[Begin Source excerpt]

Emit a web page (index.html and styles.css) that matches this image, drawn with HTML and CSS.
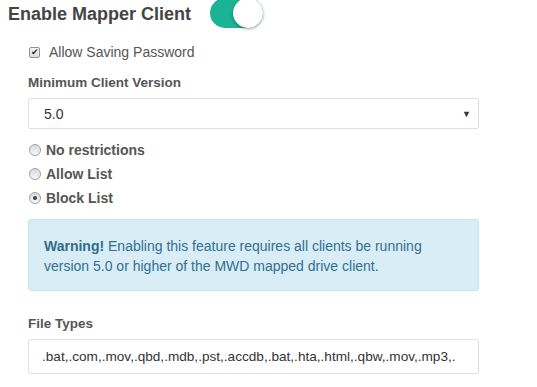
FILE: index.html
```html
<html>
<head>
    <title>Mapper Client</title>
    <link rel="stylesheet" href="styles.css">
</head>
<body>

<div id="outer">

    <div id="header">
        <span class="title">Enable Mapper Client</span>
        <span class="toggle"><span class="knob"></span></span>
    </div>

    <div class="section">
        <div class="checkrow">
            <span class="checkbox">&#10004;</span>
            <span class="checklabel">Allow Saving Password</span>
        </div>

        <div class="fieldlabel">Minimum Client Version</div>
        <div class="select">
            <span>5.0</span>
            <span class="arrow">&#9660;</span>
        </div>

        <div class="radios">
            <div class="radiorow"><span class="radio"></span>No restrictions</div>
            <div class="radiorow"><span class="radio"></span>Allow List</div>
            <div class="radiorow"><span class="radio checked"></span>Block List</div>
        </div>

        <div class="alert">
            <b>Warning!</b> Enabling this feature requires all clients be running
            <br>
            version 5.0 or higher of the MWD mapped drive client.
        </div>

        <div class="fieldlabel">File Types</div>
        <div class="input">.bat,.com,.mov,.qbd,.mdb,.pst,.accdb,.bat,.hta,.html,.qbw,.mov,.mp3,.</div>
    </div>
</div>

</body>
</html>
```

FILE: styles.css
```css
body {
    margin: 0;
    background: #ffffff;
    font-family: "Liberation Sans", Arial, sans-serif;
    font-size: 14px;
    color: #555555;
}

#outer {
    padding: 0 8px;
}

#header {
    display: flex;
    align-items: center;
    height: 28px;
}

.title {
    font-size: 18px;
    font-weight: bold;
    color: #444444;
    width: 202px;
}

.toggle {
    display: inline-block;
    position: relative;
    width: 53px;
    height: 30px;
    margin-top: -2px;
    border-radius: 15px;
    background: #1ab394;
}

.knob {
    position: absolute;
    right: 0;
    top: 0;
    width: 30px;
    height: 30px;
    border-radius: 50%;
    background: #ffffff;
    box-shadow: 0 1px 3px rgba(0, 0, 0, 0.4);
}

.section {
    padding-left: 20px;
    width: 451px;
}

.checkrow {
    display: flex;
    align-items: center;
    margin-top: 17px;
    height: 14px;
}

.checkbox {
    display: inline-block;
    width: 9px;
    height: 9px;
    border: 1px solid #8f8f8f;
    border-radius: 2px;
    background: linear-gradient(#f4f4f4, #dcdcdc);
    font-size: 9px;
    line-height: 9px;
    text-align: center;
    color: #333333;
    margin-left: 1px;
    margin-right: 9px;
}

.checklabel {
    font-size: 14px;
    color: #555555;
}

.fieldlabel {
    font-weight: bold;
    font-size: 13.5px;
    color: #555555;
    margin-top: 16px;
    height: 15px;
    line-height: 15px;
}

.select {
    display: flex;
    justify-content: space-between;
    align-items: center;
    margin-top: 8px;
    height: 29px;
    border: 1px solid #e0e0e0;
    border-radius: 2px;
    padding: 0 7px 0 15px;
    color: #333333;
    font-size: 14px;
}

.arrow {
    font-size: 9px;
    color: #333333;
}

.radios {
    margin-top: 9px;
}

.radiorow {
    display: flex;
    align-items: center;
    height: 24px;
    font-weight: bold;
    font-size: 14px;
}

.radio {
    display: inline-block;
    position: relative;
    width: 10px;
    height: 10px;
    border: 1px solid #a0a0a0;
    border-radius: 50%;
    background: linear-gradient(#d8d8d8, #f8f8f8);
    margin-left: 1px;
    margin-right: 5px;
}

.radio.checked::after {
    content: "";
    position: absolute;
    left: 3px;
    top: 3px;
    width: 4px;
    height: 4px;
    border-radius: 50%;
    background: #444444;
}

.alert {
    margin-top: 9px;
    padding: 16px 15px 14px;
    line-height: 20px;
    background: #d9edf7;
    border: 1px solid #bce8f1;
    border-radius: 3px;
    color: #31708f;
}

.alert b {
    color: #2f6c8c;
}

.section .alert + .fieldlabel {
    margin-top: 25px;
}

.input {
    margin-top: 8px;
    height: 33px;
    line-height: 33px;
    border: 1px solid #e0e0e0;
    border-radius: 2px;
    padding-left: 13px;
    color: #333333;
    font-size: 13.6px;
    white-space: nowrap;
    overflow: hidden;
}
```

[End Source excerpt]

What you have to do - The pictures should not be reproduced; quote all of the other material exactly.

Finished answer -
Emit a web page (index.html and styles.css) that matches this image, drawn with HTML and CSS.
FILE: index.html
```html
<html>
<head>
    <title>Mapper Client</title>
    <link rel="stylesheet" href="styles.css">
</head>
<body>

<div id="outer">

    <div id="header">
        <span class="title">Enable Mapper Client</span>
        <span class="toggle"><span class="knob"></span></span>
    </div>

    <div class="section">
        <div class="checkrow">
            <span class="checkbox">&#10004;</span>
            <span class="checklabel">Allow Saving Password</span>
        </div>

        <div class="fieldlabel">Minimum Client Version</div>
        <div class="select">
            <span>5.0</span>
            <span class="arrow">&#9660;</span>
        </div>

        <div class="radios">
            <div class="radiorow"><span class="radio"></span>No restrictions</div>
            <div class="radiorow"><span class="radio"></span>Allow List</div>
            <div class="radiorow"><span class="radio checked"></span>Block List</div>
        </div>

        <div class="alert">
            <b>Warning!</b> Enabling this feature requires all clients be running
            <br>
            version 5.0 or higher of the MWD mapped drive client.
        </div>

        <div class="fieldlabel">File Types</div>
        <div class="input">.bat,.com,.mov,.qbd,.mdb,.pst,.accdb,.bat,.hta,.html,.qbw,.mov,.mp3,.</div>
    </div>
</div>

</body>
</html>
```

FILE: styles.css
```css
body {
    margin: 0;
    background: #ffffff;
    font-family: "Liberation Sans", Arial, sans-serif;
    font-size: 14px;
    color: #555555;
}

#outer {
    padding: 0 8px;
}

#header {
    display: flex;
    align-items: center;
    height: 28px;
}

.title {
    font-size: 18px;
    font-weight: bold;
    color: #444444;
    width: 202px;
}

.toggle {
    display: inline-block;
    position: relative;
    width: 53px;
    height: 30px;
    margin-top: -2px;
    border-radius: 15px;
    background: #1ab394;
}

.knob {
    position: absolute;
    right: 0;
    top: 0;
    width: 30px;
    height: 30px;
    border-radius: 50%;
    background: #ffffff;
    box-shadow: 0 1px 3px rgba(0, 0, 0, 0.4);
}

.section {
    padding-left: 20px;
    width: 451px;
}

.checkrow {
    display: flex;
    align-items: center;
    margin-top: 17px;
    height: 14px;
}

.checkbox {
    display: inline-block;
    width: 9px;
    height: 9px;
    border: 1px solid #8f8f8f;
    border-radius: 2px;
    background: linear-gradient(#f4f4f4, #dcdcdc);
    font-size: 9px;
    line-height: 9px;
    text-align: center;
    color: #333333;
    margin-left: 1px;
    margin-right: 9px;
}

.checklabel {
    font-size: 14px;
    color: #555555;
}

.fieldlabel {
    font-weight: bold;
    font-size: 13.5px;
    color: #555555;
    margin-top: 16px;
    height: 15px;
    line-height: 15px;
}

.select {
    display: flex;
    justify-content: space-between;
    align-items: center;
    margin-top: 8px;
    height: 29px;
    border: 1px solid #e0e0e0;
    border-radius: 2px;
    padding: 0 7px 0 15px;
    color: #333333;
    font-size: 14px;
}

.arrow {
    font-size: 9px;
    color: #333333;
}

.radios {
    margin-top: 9px;
}

.radiorow {
    display: flex;
    align-items: center;
    height: 24px;
    font-weight: bold;
    font-size: 14px;
}

.radio {
    display: inline-block;
    position: relative;
    width: 10px;
    height: 10px;
    border: 1px solid #a0a0a0;
    border-radius: 50%;
    background: linear-gradient(#d8d8d8, #f8f8f8);
    margin-left: 1px;
    margin-right: 5px;
}

.radio.checked::after {
    content: "";
    position: absolute;
    left: 3px;
    top: 3px;
    width: 4px;
    height: 4px;
    border-radius: 50%;
    background: #444444;
}

.alert {
    margin-top: 9px;
    padding: 16px 15px 14px;
    line-height: 20px;
    background: #d9edf7;
    border: 1px solid #bce8f1;
    border-radius: 3px;
    color: #31708f;
}

.alert b {
    color: #2f6c8c;
}

.section .alert + .fieldlabel {
    margin-top: 25px;
}

.input {
    margin-top: 8px;
    height: 33px;
    line-height: 33px;
    border: 1px solid #e0e0e0;
    border-radius: 2px;
    padding-left: 13px;
    color: #333333;
    font-size: 13.6px;
    white-space: nowrap;
    overflow: hidden;
}
```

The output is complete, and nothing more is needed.